By Jonathan Allen and Mica Rosenberg
New York Mayor Eric Adams this weekend visits the Darien Gap, a treacherous rainforest traversed by thousands of mostly South American migrants a month, to try to dissuade them from coming as U.S. cities like his own struggle to accommodate them.
His unusual trip to Mexico, Ecuador and Colombia underscores the criticism that he and other Democratic city and state leaders have voiced for the immigration policies of their fellow Democrat, President Joe Biden.
"Our hearts are endless, but our resources are not," Adams said at a press conference during a stop in Puebla in central Mexico. "They deserve a more dignified environment than we are able to give."
That New York City's mayor has traveled thousands of miles to make his case highlights how the latest wave of migrants is reshaping the immigration debate among some Democratic leaders.
Republican governors near the border have been fiercely critical of Biden's border policies.

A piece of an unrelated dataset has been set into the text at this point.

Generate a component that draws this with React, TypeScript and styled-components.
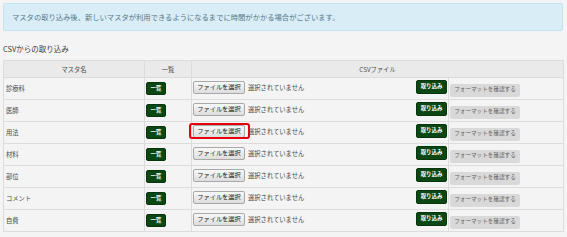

Texas Governor Greg Abbott has been busing thousands of migrants north to New York, Chicago and other Democratic-controlled cities.
But in recent months, Adams and some other Democrats have said their cities far from the southern border are now also being strained by a surge of new arrivals, many of whom are fleeing violence and economic distress in Venezuela.
Illinois Governor J.B. Pritzker, a Democrat, called the influx "untenable" in a letter to Biden on Monday, while the mayor of Chicago, Brandon Johnson, also a Democrat, said this week he planned to visit the U.S.-Mexico border after more than 17,000 migrants had arrived in the city since last year.
Immigration will likely be a campaign theme in the U.S. 2024 presidential race with a 54% majority of Americans agreeing with the statement that "immigration is making life harder for native-born Americans," a September Reuters/Ipsos poll found.
Some 73% of Republicans and 37% of Democrats surveyed agreed with that statement.
Biden's administration said on Thursday it will add sections to a wall to reduce the record number of migrant crossings at the U.S.-Mexico border, carrying forward a signature policy of former President Donald Trump, Biden's predecessor and the frontrunner in the Republican race to challenge him in 2024.
ADAMS SAYS ASYLUM SEEKERS ARE MISLED
Adams has said that many asylum seekers set out for New York in the belief they would receive jobs and rooms in "five-star hotels" upon arrival, led astray by misinformation spread by smugglers and on social media. "We're saying that is not true."
The New York Immigration Coalition and other advocacy groups have criticized Adams' trip as an ineffectual use of time and money when Adams is slashing city budgets, saying New York's mayor has no influence on international policy and that the city has mismanaged the existing shelter system. They have said his remarks last month that the migrant crisis will "destroy New York City" are inflammatory.
This week, Adams' office asked a judge to end a decades-old right-to-shelter mandate, which requires New York to provide a place to sleep to anyone who needs one. The city says hundreds of migrants are arriving each day with nowhere to stay.
The effort is opposed by the Legal Aid Society, which advocates for newly arrived migrants seeking shelter.
Joshua Goldfein, a Legal Aid attorney, said it was unclear whether physically traveling to the Darien Gap might help with the crisis in New York City, and there was more the mayor could be doing without leaving his hometown.
Much of the misinformation the mayor has described was being seen by asylum seekers on cellphones, in TikTok videos being shared on WhatsApp. To counter this, the city should be making its own videos in the languages of the migrants traveling north, Goldfein said.
"All three levels of government need to step up here to solve this problem," Goldfein said: the federal government should be giving people work authorization, and assisting local officials in states and cities to meet new arrivals and help them resettle in less expensive and strained cities. "But they're all sort of pointing fingers at each other."
Adams will tour migrant shelters in Ecuador on Friday, and on Saturday he will visit the Darien Gap, a roadless jungle region straddling the Colombia-Panama border that requires several days of dangerous hiking to cross, although it is unclear how far in the mayor will go.